INSTRUCTIONS TO FOLLOW
Leaving out the pictures, retype all the material exactly.

DATASET EXCERPT

════════════════════

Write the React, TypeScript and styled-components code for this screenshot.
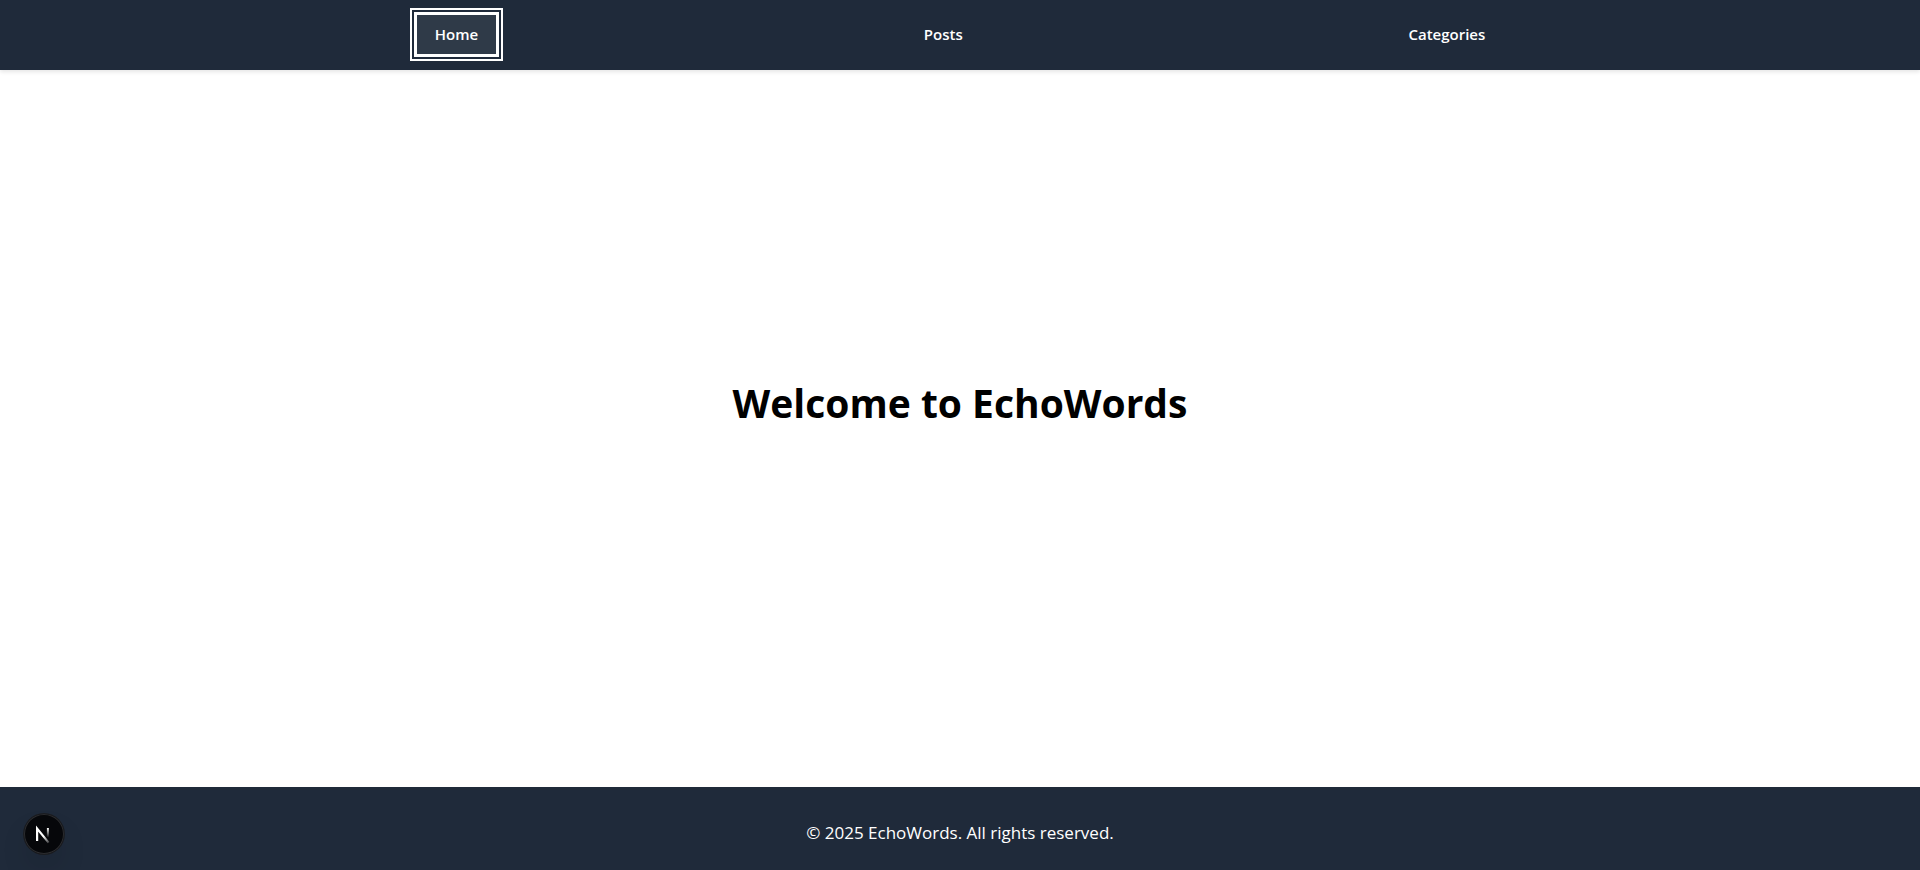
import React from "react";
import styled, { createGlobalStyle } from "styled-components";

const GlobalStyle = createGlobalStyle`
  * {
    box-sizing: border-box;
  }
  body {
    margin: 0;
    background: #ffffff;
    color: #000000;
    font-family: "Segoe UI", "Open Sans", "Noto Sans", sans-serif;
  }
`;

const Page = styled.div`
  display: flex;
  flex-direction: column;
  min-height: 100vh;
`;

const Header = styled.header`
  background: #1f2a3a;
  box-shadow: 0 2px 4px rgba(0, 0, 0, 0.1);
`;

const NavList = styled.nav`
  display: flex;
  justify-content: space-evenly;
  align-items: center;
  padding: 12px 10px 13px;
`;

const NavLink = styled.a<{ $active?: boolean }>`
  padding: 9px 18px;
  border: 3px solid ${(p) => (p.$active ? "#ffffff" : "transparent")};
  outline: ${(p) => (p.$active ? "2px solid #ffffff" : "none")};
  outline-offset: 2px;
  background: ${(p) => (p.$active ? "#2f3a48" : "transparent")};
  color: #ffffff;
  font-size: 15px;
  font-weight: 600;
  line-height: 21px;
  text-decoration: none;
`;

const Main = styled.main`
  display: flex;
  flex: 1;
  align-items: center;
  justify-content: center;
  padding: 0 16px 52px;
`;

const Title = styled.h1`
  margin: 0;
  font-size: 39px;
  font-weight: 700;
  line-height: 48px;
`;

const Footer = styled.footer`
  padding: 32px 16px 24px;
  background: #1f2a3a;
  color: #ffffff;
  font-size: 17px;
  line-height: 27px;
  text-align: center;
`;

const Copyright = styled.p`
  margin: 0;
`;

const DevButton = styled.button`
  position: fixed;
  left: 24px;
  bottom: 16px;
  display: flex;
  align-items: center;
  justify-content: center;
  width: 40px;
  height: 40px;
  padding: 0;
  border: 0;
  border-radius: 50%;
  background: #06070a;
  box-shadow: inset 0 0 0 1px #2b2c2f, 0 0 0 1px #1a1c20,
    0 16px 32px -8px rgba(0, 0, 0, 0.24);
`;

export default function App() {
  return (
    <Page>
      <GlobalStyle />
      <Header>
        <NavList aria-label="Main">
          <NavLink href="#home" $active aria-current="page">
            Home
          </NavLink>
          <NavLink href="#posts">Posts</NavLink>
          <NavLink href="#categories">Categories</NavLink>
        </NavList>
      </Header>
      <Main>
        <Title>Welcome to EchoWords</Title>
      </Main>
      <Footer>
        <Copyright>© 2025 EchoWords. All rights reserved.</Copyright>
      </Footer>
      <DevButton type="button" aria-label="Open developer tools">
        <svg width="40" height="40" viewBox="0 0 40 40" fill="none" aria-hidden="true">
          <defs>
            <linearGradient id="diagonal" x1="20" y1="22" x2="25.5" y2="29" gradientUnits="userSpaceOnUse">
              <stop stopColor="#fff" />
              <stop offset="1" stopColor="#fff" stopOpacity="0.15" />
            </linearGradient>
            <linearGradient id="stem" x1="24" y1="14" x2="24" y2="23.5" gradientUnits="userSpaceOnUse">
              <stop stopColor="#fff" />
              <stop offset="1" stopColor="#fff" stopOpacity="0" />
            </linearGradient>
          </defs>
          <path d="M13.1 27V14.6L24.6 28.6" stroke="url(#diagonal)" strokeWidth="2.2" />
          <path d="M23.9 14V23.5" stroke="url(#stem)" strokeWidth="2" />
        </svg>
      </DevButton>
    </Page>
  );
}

════════════════════

FULL ANSWER
Write the React, TypeScript and styled-components code for this screenshot.
import React from "react";
import styled, { createGlobalStyle } from "styled-components";

const GlobalStyle = createGlobalStyle`
  * {
    box-sizing: border-box;
  }
  body {
    margin: 0;
    background: #ffffff;
    color: #000000;
    font-family: "Segoe UI", "Open Sans", "Noto Sans", sans-serif;
  }
`;

const Page = styled.div`
  display: flex;
  flex-direction: column;
  min-height: 100vh;
`;

const Header = styled.header`
  background: #1f2a3a;
  box-shadow: 0 2px 4px rgba(0, 0, 0, 0.1);
`;

const NavList = styled.nav`
  display: flex;
  justify-content: space-evenly;
  align-items: center;
  padding: 12px 10px 13px;
`;

const NavLink = styled.a<{ $active?: boolean }>`
  padding: 9px 18px;
  border: 3px solid ${(p) => (p.$active ? "#ffffff" : "transparent")};
  outline: ${(p) => (p.$active ? "2px solid #ffffff" : "none")};
  outline-offset: 2px;
  background: ${(p) => (p.$active ? "#2f3a48" : "transparent")};
  color: #ffffff;
  font-size: 15px;
  font-weight: 600;
  line-height: 21px;
  text-decoration: none;
`;

const Main = styled.main`
  display: flex;
  flex: 1;
  align-items: center;
  justify-content: center;
  padding: 0 16px 52px;
`;

const Title = styled.h1`
  margin: 0;
  font-size: 39px;
  font-weight: 700;
  line-height: 48px;
`;

const Footer = styled.footer`
  padding: 32px 16px 24px;
  background: #1f2a3a;
  color: #ffffff;
  font-size: 17px;
  line-height: 27px;
  text-align: center;
`;

const Copyright = styled.p`
  margin: 0;
`;

const DevButton = styled.button`
  position: fixed;
  left: 24px;
  bottom: 16px;
  display: flex;
  align-items: center;
  justify-content: center;
  width: 40px;
  height: 40px;
  padding: 0;
  border: 0;
  border-radius: 50%;
  background: #06070a;
  box-shadow: inset 0 0 0 1px #2b2c2f, 0 0 0 1px #1a1c20,
    0 16px 32px -8px rgba(0, 0, 0, 0.24);
`;

export default function App() {
  return (
    <Page>
      <GlobalStyle />
      <Header>
        <NavList aria-label="Main">
          <NavLink href="#home" $active aria-current="page">
            Home
          </NavLink>
          <NavLink href="#posts">Posts</NavLink>
          <NavLink href="#categories">Categories</NavLink>
        </NavList>
      </Header>
      <Main>
        <Title>Welcome to EchoWords</Title>
      </Main>
      <Footer>
        <Copyright>© 2025 EchoWords. All rights reserved.</Copyright>
      </Footer>
      <DevButton type="button" aria-label="Open developer tools">
        <svg width="40" height="40" viewBox="0 0 40 40" fill="none" aria-hidden="true">
          <defs>
            <linearGradient id="diagonal" x1="20" y1="22" x2="25.5" y2="29" gradientUnits="userSpaceOnUse">
              <stop stopColor="#fff" />
              <stop offset="1" stopColor="#fff" stopOpacity="0.15" />
            </linearGradient>
            <linearGradient id="stem" x1="24" y1="14" x2="24" y2="23.5" gradientUnits="userSpaceOnUse">
              <stop stopColor="#fff" />
              <stop offset="1" stopColor="#fff" stopOpacity="0" />
            </linearGradient>
          </defs>
          <path d="M13.1 27V14.6L24.6 28.6" stroke="url(#diagonal)" strokeWidth="2.2" />
          <path d="M23.9 14V23.5" stroke="url(#stem)" strokeWidth="2" />
        </svg>
      </DevButton>
    </Page>
  );
}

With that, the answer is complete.